WHAT YOU NEED TO DO:
Return each line of the listing that contains the string "components".
---------------
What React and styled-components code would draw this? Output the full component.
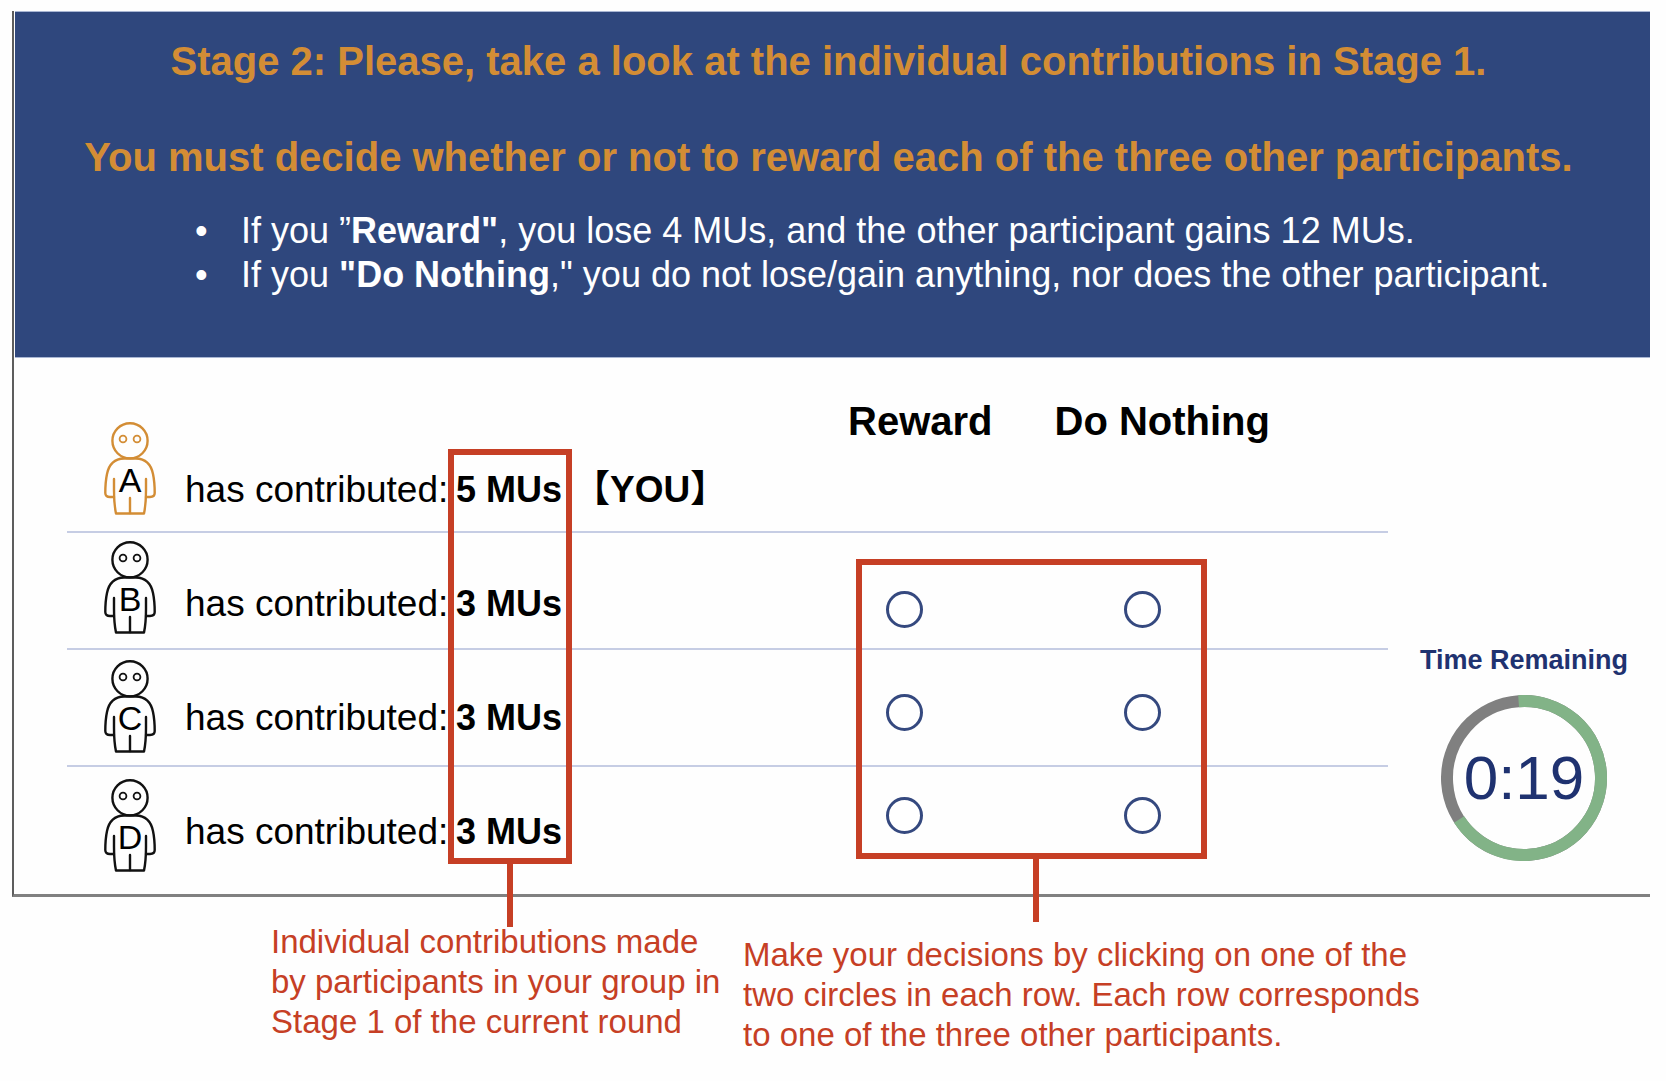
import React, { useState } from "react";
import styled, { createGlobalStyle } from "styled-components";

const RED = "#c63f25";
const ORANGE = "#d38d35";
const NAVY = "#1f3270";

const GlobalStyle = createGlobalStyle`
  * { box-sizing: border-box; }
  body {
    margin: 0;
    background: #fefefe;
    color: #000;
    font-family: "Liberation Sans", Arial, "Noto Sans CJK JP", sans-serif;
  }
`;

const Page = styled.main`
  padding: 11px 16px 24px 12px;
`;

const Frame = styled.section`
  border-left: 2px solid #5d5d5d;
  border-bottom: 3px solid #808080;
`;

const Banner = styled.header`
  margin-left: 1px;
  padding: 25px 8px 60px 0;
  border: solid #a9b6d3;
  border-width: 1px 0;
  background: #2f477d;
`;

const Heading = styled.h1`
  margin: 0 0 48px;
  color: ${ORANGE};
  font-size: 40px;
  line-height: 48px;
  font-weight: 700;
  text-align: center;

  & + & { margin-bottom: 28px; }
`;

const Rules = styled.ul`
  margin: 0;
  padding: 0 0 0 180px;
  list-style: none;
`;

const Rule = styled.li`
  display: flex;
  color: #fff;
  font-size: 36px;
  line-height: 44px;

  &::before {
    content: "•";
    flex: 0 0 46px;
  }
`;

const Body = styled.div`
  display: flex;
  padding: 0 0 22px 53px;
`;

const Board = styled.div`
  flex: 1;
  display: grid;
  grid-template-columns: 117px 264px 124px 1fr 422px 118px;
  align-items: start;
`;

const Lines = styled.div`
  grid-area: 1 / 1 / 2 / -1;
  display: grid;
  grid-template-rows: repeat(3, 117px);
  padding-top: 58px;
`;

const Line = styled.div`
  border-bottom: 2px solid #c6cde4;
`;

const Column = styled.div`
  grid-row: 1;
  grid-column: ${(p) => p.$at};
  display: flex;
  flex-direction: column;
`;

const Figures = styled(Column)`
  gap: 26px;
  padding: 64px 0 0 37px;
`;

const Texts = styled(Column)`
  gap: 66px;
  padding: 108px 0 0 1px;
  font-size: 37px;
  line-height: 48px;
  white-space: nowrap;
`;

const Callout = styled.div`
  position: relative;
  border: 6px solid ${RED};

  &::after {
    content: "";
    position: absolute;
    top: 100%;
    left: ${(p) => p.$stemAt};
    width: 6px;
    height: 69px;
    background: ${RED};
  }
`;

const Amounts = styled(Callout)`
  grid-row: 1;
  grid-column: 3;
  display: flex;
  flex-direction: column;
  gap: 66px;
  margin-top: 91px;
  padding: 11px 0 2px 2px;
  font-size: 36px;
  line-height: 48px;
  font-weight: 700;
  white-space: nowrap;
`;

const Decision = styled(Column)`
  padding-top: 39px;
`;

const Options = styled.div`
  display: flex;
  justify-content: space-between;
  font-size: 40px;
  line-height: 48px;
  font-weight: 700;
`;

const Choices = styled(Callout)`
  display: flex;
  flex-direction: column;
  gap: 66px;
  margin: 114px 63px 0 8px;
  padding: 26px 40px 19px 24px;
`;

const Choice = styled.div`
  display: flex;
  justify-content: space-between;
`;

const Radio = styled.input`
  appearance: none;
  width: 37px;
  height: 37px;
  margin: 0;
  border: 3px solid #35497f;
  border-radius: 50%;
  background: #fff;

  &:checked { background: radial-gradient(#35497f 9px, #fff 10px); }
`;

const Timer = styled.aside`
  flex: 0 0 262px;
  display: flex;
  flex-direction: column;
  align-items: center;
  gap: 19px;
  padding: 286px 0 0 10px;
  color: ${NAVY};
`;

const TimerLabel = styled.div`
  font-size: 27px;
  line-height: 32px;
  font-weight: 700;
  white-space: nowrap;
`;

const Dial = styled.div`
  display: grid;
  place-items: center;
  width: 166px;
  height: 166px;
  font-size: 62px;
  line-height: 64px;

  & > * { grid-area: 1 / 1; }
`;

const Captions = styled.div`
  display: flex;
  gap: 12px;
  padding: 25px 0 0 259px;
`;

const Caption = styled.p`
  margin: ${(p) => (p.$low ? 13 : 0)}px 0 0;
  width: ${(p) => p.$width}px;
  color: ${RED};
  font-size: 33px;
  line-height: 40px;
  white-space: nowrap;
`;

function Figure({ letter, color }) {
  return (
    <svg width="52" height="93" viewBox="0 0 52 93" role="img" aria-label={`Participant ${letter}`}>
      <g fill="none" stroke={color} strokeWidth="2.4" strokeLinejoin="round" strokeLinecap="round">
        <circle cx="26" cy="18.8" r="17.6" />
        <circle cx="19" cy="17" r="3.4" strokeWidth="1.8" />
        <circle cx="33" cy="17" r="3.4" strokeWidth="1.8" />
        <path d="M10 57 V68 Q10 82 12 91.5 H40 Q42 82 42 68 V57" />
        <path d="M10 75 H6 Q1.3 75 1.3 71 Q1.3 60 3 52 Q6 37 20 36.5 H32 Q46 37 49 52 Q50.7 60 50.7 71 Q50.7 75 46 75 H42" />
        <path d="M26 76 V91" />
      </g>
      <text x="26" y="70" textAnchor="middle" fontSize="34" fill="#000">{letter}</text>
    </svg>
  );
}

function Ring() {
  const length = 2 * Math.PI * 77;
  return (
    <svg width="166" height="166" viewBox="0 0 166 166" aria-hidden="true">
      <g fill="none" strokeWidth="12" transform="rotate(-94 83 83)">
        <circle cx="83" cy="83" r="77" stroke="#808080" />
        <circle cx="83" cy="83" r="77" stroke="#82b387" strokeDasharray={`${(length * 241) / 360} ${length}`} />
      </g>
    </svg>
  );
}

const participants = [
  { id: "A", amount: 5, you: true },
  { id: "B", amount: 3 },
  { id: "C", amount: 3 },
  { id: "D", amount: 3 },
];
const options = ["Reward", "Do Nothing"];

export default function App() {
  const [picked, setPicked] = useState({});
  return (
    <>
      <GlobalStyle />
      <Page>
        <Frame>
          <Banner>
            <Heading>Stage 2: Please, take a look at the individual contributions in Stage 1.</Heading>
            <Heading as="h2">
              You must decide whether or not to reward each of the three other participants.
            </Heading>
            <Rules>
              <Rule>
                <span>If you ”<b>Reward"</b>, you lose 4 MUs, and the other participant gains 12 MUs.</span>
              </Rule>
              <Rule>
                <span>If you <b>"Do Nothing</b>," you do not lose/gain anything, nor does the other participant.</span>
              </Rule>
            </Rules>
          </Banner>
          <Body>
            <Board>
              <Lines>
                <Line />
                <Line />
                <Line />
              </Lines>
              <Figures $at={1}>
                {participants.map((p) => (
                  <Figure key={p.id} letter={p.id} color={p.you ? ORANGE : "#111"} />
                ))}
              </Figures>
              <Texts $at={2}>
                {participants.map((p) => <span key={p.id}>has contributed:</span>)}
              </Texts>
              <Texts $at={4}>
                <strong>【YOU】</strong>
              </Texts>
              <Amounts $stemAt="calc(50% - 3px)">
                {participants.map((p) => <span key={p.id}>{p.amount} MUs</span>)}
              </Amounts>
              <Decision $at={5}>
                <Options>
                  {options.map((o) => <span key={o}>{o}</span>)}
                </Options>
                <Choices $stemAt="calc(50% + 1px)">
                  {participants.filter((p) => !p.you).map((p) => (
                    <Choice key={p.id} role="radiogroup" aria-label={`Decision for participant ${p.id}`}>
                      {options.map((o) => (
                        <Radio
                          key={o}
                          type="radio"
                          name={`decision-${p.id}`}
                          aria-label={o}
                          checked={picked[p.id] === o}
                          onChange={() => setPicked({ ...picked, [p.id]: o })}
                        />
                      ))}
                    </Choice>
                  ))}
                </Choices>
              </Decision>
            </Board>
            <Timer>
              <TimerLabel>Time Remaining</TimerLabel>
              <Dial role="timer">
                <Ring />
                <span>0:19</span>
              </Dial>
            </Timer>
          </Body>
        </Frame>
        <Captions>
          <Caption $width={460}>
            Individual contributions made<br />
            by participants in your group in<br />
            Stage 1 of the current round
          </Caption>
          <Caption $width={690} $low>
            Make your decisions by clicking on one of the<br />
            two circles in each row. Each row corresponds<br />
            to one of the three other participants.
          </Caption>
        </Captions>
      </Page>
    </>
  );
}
---------------
RESULT OF THE TASK:
What React and styled-components code would draw this? Output the full component.
import styled, { createGlobalStyle } from "styled-components";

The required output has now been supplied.